> **DESCRIPTION OF THE TASK**
Locate each line of the material that contains "React", then return it.

(Interface markup and scripts)
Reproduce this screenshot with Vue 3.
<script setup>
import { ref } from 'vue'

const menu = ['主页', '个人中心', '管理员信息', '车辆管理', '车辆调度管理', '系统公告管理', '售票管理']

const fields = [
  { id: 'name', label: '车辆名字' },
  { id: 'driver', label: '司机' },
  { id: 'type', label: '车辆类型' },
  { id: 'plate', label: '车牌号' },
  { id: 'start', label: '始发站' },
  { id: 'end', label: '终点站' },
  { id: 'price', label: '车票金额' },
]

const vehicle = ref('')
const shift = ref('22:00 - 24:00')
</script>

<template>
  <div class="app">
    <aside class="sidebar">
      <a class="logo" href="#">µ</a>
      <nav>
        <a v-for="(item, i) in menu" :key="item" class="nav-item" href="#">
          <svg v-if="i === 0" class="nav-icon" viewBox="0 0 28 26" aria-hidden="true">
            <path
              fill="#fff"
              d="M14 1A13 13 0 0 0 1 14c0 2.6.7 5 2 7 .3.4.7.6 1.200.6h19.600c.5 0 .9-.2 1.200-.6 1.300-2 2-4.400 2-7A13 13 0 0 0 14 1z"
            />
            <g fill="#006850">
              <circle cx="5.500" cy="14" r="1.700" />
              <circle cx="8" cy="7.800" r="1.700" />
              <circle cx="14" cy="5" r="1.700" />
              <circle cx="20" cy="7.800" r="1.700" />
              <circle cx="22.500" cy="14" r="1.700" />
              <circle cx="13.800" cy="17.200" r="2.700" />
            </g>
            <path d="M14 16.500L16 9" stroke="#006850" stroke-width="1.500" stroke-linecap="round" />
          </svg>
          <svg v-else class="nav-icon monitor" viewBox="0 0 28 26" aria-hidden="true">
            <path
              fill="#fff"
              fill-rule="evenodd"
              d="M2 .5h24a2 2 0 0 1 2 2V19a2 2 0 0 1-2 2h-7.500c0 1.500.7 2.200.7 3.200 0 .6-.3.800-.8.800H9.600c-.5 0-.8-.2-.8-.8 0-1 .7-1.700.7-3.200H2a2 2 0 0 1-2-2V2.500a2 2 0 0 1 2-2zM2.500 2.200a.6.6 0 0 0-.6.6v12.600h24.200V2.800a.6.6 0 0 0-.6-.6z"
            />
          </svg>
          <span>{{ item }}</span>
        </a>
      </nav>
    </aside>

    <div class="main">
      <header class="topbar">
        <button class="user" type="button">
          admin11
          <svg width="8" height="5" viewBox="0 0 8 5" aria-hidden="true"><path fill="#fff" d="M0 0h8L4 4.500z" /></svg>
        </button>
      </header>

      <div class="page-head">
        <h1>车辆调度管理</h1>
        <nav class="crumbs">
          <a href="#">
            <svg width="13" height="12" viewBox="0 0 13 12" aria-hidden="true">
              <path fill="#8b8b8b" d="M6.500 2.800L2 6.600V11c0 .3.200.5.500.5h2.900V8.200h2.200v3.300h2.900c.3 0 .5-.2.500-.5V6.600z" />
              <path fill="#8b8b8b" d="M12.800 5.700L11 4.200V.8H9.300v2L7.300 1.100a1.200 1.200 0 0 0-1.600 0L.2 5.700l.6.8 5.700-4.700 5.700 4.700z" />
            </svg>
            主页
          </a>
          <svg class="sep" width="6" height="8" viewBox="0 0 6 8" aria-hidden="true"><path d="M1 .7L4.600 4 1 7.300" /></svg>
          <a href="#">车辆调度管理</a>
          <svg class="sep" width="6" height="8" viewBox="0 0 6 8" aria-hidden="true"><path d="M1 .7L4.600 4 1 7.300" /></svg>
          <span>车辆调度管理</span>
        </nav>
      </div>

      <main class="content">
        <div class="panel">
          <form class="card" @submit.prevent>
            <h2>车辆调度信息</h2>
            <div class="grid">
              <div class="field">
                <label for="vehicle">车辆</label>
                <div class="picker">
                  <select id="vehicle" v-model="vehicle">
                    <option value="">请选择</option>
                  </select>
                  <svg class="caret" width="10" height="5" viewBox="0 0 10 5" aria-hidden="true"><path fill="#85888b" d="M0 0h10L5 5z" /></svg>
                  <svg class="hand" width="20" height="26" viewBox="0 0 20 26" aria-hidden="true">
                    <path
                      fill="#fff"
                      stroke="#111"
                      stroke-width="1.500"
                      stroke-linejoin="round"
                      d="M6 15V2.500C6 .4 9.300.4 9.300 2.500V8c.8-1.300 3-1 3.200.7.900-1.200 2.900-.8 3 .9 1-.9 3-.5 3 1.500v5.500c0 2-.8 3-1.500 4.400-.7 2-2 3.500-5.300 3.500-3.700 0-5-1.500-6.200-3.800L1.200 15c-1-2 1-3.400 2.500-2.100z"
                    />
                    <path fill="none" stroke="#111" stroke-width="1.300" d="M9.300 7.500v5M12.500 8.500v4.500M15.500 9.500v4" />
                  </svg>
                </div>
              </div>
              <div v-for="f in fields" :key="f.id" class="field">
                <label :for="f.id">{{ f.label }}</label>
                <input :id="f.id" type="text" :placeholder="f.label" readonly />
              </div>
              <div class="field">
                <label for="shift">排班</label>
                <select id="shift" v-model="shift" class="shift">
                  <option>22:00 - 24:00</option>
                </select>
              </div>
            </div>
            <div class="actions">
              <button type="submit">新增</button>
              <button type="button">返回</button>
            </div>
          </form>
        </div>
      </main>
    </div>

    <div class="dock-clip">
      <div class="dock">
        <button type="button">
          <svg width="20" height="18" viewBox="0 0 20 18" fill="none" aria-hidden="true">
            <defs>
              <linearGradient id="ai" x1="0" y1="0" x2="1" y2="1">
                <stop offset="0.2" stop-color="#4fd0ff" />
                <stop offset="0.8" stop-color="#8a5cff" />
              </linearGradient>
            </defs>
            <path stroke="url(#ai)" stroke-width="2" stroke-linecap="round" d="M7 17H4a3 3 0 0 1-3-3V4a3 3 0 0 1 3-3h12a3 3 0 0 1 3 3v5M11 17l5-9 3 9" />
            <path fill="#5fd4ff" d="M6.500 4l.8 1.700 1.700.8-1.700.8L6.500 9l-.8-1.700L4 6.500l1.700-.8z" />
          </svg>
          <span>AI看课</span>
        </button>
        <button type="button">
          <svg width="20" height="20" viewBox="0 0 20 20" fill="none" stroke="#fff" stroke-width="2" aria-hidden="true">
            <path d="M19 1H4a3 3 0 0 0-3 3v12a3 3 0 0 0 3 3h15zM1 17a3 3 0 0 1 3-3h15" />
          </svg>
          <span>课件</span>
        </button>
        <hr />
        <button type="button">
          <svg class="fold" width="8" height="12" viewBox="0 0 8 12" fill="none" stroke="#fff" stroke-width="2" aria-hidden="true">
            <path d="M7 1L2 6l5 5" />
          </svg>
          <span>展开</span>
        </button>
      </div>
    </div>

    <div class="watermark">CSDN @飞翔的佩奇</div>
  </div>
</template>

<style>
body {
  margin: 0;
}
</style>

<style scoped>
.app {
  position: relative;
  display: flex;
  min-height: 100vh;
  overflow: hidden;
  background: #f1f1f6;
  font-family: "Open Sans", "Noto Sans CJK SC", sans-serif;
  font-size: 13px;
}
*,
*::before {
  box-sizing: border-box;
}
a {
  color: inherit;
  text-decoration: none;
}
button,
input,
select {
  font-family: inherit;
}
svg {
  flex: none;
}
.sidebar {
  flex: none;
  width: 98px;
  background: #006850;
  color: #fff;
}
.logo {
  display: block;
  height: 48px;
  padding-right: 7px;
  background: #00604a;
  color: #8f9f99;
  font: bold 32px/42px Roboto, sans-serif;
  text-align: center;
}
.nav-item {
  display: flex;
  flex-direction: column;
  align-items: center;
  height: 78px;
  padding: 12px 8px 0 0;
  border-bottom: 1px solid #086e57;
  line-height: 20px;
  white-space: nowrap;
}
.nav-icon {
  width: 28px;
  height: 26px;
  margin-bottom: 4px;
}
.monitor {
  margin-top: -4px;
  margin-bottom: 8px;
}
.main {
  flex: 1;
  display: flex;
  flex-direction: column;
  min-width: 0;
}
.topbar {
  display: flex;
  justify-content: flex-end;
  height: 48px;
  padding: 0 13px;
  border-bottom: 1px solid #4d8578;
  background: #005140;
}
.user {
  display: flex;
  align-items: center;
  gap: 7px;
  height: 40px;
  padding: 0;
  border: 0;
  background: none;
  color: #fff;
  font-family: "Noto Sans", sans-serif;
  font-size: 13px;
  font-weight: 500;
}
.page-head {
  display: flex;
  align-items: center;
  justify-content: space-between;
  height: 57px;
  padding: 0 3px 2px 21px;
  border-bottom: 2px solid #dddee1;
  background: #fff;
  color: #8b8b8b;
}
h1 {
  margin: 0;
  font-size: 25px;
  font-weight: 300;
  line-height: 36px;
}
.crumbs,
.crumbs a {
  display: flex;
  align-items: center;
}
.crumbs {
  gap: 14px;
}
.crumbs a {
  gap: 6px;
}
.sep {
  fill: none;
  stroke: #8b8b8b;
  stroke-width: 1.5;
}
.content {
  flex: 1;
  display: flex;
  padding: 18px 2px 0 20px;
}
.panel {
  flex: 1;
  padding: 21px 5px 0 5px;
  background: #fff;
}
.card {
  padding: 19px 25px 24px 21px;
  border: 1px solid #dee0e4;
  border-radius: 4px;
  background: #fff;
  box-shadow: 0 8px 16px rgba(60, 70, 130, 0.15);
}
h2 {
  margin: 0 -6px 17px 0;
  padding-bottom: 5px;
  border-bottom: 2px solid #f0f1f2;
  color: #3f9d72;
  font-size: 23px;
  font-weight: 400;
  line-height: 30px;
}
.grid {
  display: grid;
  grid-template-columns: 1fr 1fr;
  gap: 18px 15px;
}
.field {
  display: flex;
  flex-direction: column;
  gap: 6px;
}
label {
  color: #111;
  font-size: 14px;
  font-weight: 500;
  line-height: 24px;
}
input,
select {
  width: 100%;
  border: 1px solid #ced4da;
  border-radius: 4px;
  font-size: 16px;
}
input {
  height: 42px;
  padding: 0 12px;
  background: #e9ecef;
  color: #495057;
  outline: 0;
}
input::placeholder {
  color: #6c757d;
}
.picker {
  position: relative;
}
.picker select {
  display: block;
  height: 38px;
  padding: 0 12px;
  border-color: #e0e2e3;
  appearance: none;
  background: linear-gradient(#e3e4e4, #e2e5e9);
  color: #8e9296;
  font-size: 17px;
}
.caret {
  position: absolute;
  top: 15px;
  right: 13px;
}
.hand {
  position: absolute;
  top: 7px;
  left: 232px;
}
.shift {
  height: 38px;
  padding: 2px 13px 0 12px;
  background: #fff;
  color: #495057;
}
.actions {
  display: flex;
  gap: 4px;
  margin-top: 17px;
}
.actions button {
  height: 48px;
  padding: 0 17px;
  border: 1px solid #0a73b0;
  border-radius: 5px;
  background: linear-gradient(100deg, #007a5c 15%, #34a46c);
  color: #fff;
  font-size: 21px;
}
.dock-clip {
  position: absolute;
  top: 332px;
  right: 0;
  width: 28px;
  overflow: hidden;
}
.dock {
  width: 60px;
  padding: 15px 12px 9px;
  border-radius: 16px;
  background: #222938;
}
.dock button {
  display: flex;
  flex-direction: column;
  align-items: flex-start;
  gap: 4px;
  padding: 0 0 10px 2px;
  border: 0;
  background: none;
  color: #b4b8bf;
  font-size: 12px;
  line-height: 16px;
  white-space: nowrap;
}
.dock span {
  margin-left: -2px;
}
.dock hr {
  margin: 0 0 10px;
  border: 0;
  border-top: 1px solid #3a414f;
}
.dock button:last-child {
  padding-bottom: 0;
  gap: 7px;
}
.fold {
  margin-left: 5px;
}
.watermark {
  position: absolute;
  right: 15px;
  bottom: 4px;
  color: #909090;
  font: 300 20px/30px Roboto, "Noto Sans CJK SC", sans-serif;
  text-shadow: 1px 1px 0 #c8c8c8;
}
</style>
--
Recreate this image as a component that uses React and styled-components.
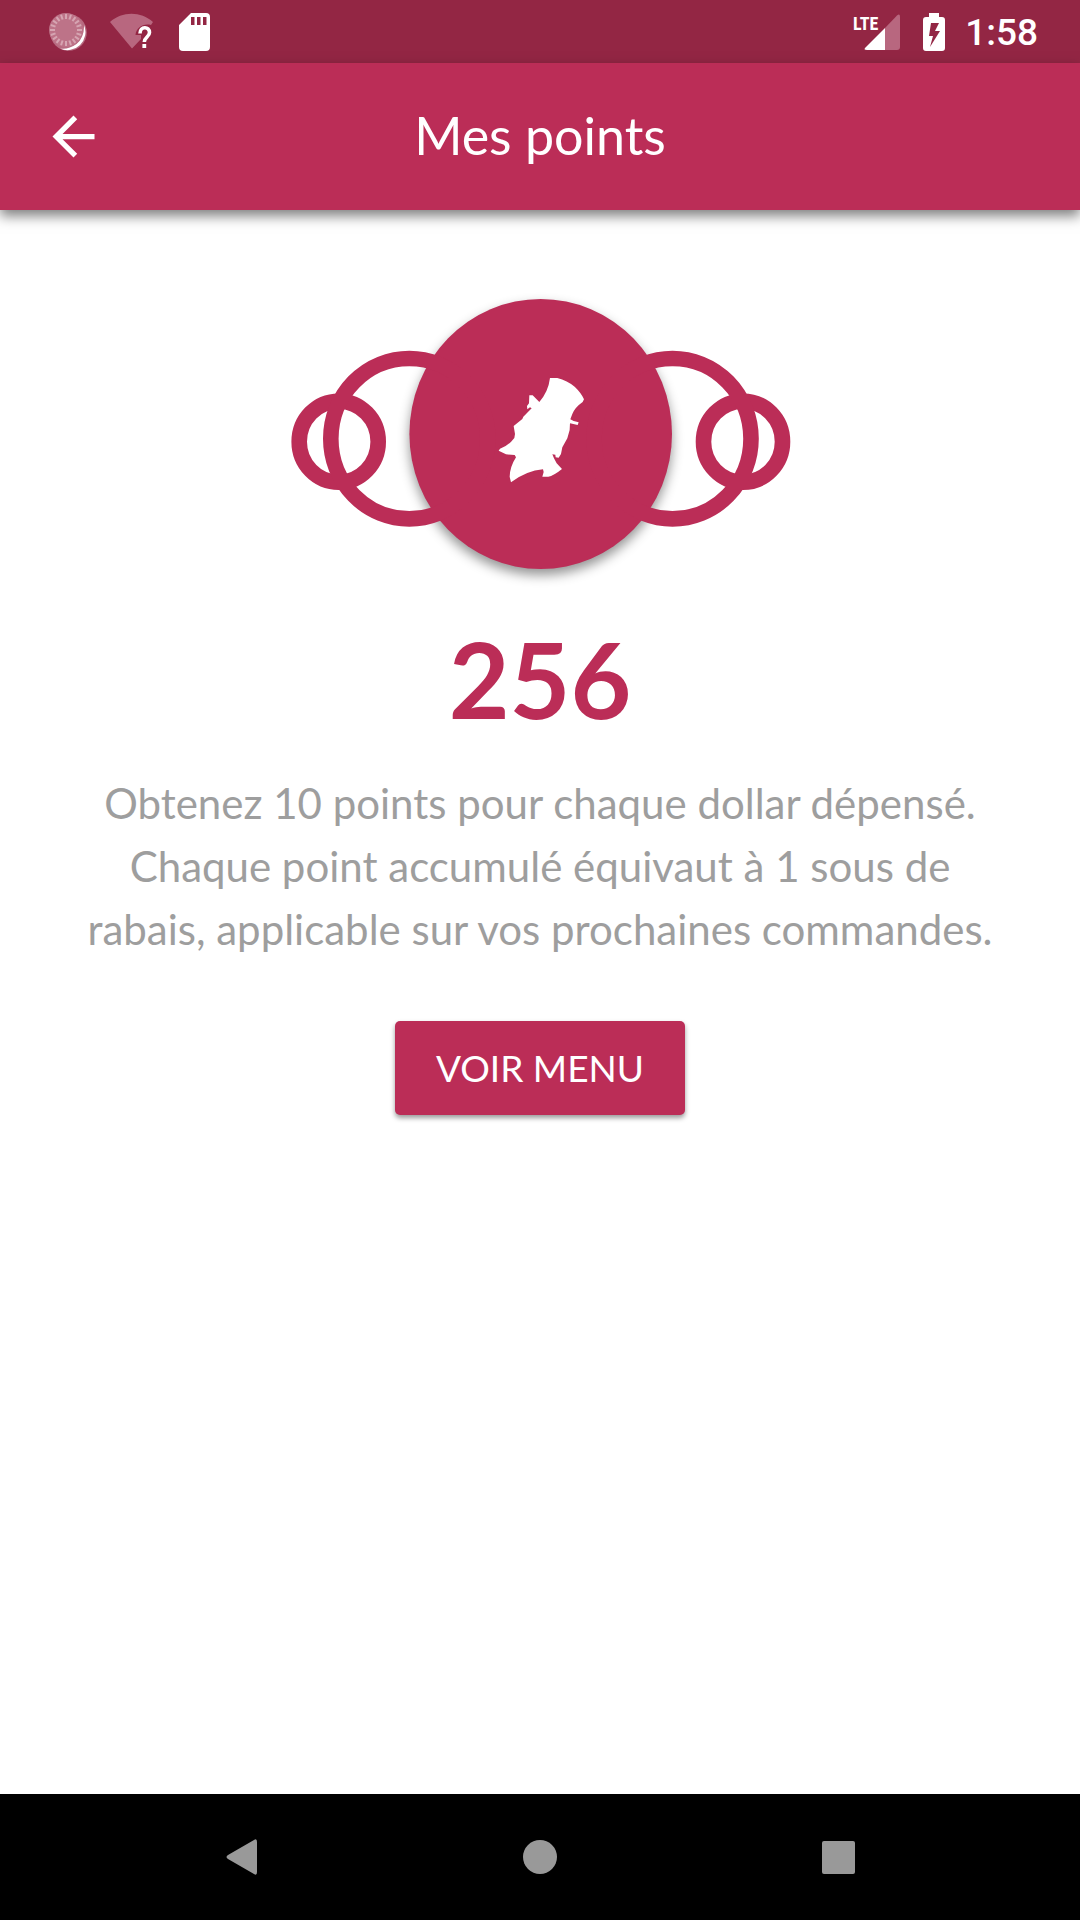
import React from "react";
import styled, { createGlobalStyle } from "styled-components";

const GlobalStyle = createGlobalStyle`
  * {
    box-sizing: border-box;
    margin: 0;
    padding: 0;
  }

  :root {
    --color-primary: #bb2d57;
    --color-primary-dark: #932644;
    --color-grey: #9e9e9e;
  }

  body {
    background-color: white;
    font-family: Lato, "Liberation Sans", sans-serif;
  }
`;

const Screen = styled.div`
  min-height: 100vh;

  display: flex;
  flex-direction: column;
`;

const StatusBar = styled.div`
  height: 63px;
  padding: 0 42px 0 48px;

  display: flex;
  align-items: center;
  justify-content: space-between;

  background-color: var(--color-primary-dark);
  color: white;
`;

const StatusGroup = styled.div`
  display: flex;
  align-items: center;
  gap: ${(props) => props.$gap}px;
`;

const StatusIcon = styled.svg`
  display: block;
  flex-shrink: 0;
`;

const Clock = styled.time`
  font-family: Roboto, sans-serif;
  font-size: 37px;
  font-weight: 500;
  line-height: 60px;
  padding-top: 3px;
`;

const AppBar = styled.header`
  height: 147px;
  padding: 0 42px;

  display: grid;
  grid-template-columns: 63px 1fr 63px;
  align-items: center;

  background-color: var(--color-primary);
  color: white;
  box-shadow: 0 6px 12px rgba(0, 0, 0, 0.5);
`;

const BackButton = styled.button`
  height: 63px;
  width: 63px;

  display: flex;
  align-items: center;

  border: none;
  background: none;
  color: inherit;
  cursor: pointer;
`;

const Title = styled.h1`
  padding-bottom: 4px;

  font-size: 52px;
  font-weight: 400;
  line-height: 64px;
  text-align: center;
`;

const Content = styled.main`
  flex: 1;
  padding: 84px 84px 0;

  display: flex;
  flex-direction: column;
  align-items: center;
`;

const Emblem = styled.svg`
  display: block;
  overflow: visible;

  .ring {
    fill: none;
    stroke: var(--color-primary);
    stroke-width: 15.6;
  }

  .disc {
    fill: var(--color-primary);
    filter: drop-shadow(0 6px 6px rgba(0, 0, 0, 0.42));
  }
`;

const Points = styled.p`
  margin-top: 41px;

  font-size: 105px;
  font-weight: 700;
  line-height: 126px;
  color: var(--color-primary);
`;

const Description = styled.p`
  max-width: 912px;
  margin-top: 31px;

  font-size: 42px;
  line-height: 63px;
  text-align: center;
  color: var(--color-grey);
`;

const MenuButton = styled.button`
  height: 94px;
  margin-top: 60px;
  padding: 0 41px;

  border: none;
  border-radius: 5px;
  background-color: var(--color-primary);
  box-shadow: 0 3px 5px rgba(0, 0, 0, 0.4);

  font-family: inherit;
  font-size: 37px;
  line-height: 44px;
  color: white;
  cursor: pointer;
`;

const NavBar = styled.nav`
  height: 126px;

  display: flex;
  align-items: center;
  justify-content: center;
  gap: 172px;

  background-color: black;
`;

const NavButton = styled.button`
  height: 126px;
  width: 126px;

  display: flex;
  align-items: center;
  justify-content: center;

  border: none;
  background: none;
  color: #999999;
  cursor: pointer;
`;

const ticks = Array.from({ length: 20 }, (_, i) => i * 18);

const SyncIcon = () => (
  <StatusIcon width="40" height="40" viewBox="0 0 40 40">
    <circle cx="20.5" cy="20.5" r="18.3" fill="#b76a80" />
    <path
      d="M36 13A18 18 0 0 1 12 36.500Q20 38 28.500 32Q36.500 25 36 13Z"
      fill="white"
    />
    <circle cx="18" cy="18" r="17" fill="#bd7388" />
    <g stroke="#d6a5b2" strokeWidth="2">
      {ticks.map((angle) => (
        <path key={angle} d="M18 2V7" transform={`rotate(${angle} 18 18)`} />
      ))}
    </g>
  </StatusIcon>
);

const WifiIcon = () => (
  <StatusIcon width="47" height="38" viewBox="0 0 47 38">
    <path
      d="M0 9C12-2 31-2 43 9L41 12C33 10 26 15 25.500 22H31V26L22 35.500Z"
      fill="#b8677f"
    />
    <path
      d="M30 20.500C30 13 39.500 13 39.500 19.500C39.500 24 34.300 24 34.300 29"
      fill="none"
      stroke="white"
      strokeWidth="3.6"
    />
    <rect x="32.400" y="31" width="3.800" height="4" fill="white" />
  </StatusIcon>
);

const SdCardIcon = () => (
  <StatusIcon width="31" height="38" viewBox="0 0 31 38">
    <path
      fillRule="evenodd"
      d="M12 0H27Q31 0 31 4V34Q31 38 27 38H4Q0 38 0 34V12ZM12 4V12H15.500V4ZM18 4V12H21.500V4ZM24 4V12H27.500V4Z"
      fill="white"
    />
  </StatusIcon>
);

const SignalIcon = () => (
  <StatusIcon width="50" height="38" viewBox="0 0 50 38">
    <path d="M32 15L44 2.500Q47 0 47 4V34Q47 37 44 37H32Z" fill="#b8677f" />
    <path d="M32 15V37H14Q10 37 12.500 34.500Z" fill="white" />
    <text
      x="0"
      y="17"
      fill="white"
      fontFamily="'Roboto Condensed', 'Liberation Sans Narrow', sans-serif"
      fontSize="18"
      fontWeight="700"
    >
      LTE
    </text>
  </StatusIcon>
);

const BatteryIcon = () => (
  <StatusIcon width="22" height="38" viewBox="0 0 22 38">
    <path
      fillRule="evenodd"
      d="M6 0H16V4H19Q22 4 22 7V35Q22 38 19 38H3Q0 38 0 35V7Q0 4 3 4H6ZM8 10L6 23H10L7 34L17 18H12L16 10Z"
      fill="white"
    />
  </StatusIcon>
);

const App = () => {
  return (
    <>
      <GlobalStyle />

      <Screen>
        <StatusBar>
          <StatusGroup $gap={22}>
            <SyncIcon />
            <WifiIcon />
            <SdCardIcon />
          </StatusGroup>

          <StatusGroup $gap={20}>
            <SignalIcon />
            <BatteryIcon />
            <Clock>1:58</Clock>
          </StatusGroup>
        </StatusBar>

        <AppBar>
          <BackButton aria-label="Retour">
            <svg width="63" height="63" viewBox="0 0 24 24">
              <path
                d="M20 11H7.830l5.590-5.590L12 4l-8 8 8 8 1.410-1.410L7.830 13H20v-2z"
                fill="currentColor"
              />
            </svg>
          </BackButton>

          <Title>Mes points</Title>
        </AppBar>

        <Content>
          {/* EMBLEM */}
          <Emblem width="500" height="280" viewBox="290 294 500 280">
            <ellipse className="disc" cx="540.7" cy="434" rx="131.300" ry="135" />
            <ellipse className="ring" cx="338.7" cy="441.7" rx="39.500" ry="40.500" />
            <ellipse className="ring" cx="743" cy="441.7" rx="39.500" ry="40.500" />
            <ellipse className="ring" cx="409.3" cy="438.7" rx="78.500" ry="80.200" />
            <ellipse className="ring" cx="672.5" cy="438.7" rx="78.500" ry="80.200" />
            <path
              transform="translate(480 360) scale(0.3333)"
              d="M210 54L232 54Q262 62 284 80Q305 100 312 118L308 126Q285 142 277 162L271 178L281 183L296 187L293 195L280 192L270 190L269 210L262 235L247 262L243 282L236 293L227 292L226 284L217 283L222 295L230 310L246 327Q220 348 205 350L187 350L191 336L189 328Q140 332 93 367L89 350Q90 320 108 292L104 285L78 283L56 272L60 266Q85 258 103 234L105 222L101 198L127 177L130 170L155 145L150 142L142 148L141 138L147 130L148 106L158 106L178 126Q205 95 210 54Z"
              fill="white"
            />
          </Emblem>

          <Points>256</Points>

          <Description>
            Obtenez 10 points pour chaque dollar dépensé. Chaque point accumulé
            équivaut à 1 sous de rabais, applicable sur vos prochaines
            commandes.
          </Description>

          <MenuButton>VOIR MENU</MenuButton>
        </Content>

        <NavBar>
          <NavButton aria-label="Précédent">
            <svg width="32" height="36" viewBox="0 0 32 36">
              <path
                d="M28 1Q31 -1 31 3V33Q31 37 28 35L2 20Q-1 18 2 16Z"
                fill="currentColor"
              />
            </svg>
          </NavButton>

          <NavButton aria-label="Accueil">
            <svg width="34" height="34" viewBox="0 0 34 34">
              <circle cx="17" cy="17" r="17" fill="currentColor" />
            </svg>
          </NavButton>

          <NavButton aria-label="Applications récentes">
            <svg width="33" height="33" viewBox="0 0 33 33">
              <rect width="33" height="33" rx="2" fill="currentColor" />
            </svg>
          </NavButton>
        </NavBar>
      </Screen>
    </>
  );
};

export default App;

> **RESULT OF THE TASK**
Recreate this image as a component that uses React and styled-components.
import React from "react";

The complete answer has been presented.